MR: He did a remix of "Buffalo Bill" right before I put out the song. He's so huge that it was shocking, and then I was invited to Ultra Music Festival in Miami. 
EM: That's an intense one. 
MR: It looked intense and like a lot of fun! I was mostly backstage with him and his crew but I felt it a little bit. 
EM: How's that been for you as a songwriter? Having such big names in electronic music take an interest in your songs?
MR: It's cool! I came from a different background but I'm such a fan of music in general. My favorite thing is to collaborate and it means so much to me to work with other artists. To already have been able to do with that on such a large scale is amazing. 
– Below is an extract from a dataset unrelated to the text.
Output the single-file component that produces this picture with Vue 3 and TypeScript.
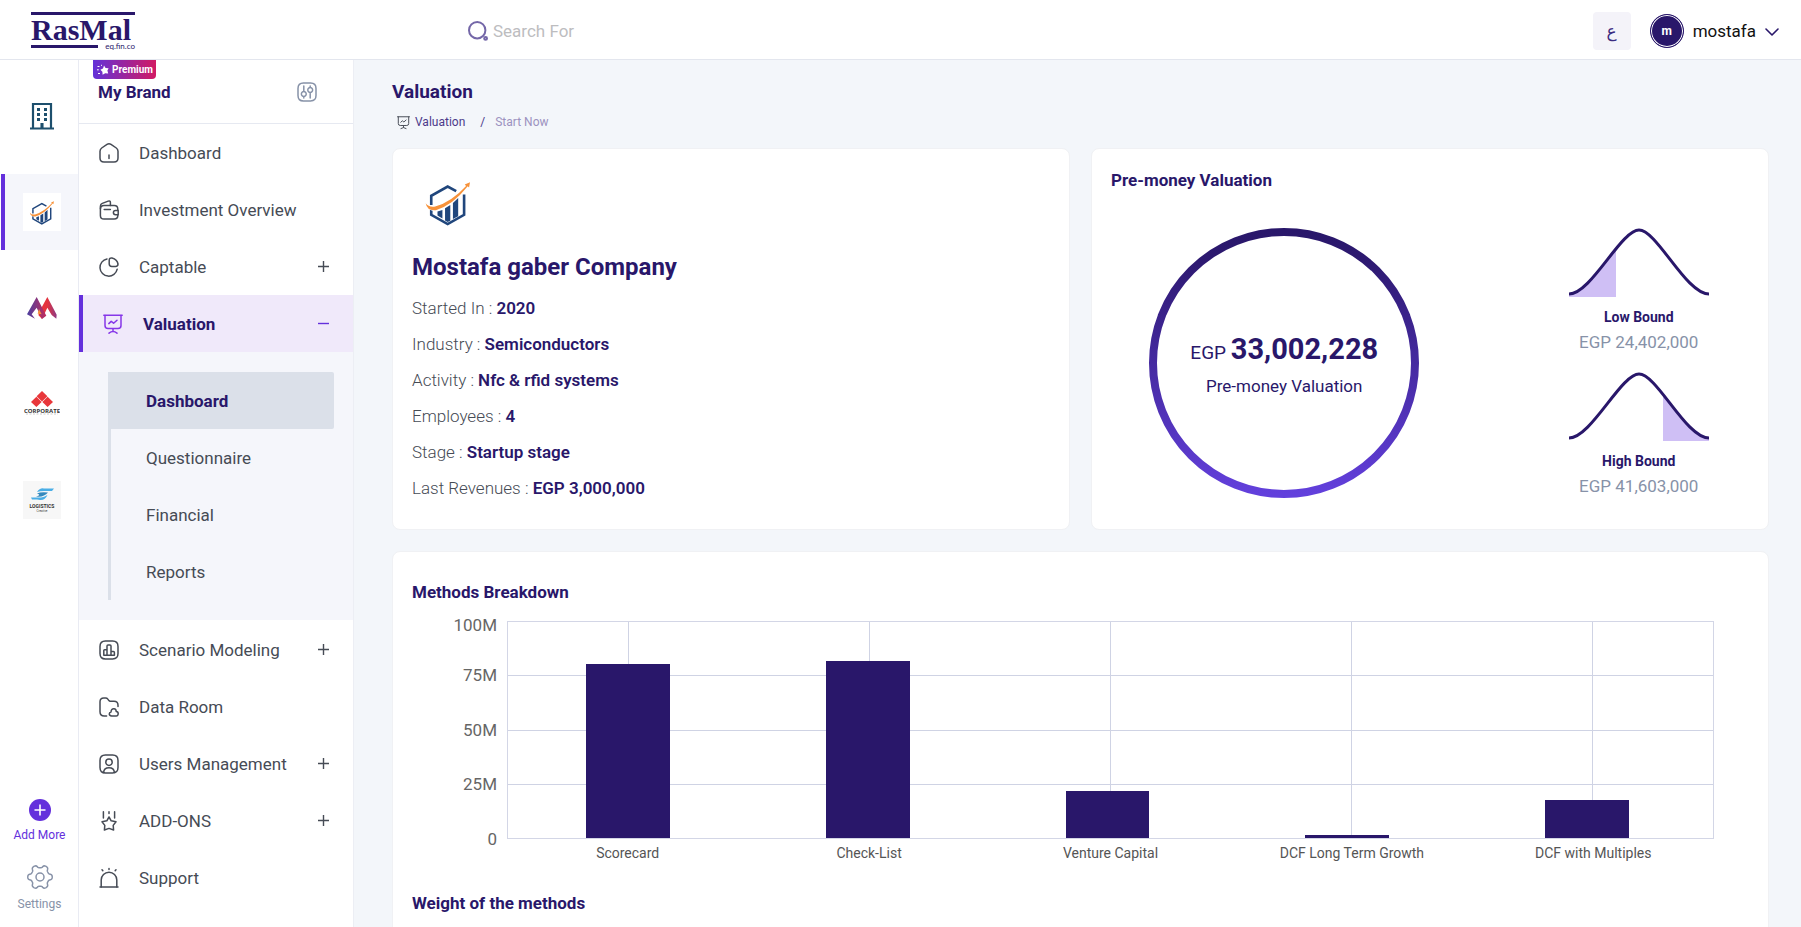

EM: Definitely a big part of being an artist! When you first moved to LA you were living in a big house with other members of The Brain Music
MR: It actually came really easy, was a nice fit and we all got along so well. We respected each other as musicians and it was fun living together. We were all talking the other day and someone was like, "How were you able to live with six guys?" But I basically became their mother, they used to call me "Mama Mox." I'm about to go on tour with Steve and be on a bus with six guys again. They wondered if I was prepared for it but I'm like… "Oh yes." (Laughs)
EM: So what's the plan for the upcoming tour?
MR: It starts February 13th in Austin and will run for five weeks as a bus tour all over the US. I can't wait! It will be the first time that I've been on a tour bus and the first time that I will be playing that many shows so close together. As a performer I want to be playing out every night, that's my dream and it's the start of all that for me. 
EM: How is the songwriting process going for your upcoming album?
MR: So far, I'm working with two producers –Freddy Wexler and Jason Evigan– who were with me on "I Love It When You Cry" and "Buffalo Bill" and they're both just amazing. Recently, I rented a piano for my apartment and I've been writing non-stop, just me. A lot of the new work I've been producing myself, I've worked with a ton of people in the past but this time I'm just starting with the basics.